As far as India is concerned, it needs to operate at two levels to scotch this Pakistani move. India must react strongly to any provocation along the LoC, something that the Army Chief Gen. Bikram Singh has indicated in his press conference. At the diplomatic level, it is important that India convey to the US that while we understand their compulsions in Afghanistan and the fact that the Americans will want to protect their interests in the Af-Pak region by reaching out to Pakistan, India has also its own vital interests to protect and there are certain red-lines the breach of which India will never allow. The US cannot expect India to surrender its vital interests for the sake of the Americans. Once India makes clear to the international community where it gets off, the so-called pressure that is likely to be brought on India will disappear.

India needs to keep in mind the lesson of Kargil. Once hostilities started, the international community tried to pressure India against responding forcefully to Pakistani aggression, holding out assurances that they will try and resolve the matter. Had India agreed, the Pakistanis would have been still sitting on the heights they occupied with the international community twiddling its thumbs.
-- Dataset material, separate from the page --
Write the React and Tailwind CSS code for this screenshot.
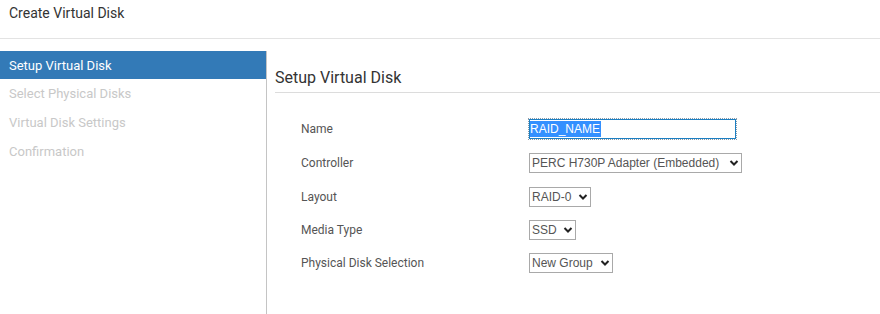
import React from 'react';

const steps = ['Setup Virtual Disk', 'Select Physical Disks', 'Virtual Disk Settings', 'Confirmation'];

function Chevron() {
  return (
    <svg width="10" height="8" viewBox="0 0 10 8" className="shrink-0">
      <path d="M1.5 2 L5 5.5 L8.5 2" fill="none" stroke="#222" strokeWidth="2" />
    </svg>
  );
}

function Select({ value, width }) {
  return (
    <div className={`flex items-center justify-between h-[20px] border border-[#a9a9a9] bg-white pl-[2px] pr-[2px] text-[12px] text-[#555] ${width}`} style={{ fontFamily: '"Liberation Sans", Arial, sans-serif' }}>
      <span className="leading-none whitespace-nowrap">{value}</span>
      <Chevron />
    </div>
  );
}

function Row({ label, h = 'h-[34px]', children }) {
  return (
    <div className={`flex items-center ${h}`}>
      <div className="w-[227px] text-[12px] text-[#555]">{label}</div>
      {children}
    </div>
  );
}

export default function App() {
  return (
    <div className="w-[880px] h-[314px] bg-white overflow-hidden flex flex-col" style={{ fontFamily: 'Roboto, "Liberation Sans", sans-serif' }}>
      <div className="h-[39px] shrink-0 border-b border-[#e3e3e3] flex items-start pt-[3px] pl-[9px]">
        <h1 className="text-[14px] leading-[20px] text-[#333]">Create Virtual Disk</h1>
      </div>
      <div className="flex flex-1 mt-[12px]">
        <div className="w-[266px] shrink-0">
          {steps.map((s, i) => (
            <div key={s} className={`flex items-center pl-[9px] text-[13px] ${i === 0 ? 'h-[28px] pt-[1px] bg-[#337ab7] text-white' : 'h-[29px] text-[#c8c8c8]'}`}>
              {s}
            </div>
          ))}
        </div>
        <div className="flex-1 border-l border-[#c4c4c4]">
          <div className="ml-[8px] mt-[17px] pb-[4px] border-b border-[#dcdcdc]">
            <h2 className="text-[16px] leading-[20px] text-[#333]">Setup Virtual Disk</h2>
          </div>
          <div className="pl-[34px] mt-[19px]">
            <Row label="Name">
              <div className="outline outline-1 outline-dotted outline-[#8a9aa8] h-[20px] w-[207px] border border-[#1b7fc3] bg-white flex items-center ml-[1px]">
                <span className="bg-[#3390ff] text-white text-[12px] leading-[16px] pr-[1px]" style={{ fontFamily: '"Liberation Sans", Arial, sans-serif' }}>RAID_NAME</span>
              </div>
            </Row>
            <Row label="Controller">
              <Select value="PERC H730P Adapter (Embedded)" width="w-[213px] ml-[1px]" />
            </Row>
            <Row label="Layout" h="h-[33px]">
              <Select value="RAID-0" width="w-[62px] ml-[1px]" />
            </Row>
            <Row label="Media Type" h="h-[33px]">
              <Select value="SSD" width="w-[47px] ml-[1px]" />
            </Row>
            <Row label="Physical Disk Selection">
              <Select value="New Group" width="w-[84px] ml-[1px]" />
            </Row>
          </div>
        </div>
      </div>
    </div>
  );
}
But once India responded with force and refused to listen to the self-serving advice of the international community, the boot was suddenly on the other foot and Pakistan was seen as the aggressor and all the international pressure was then on Pakistan to vacate its aggression. This then is the reality of international politics and soft-peddling on issues of vital interest will only lead to surrender of these interests.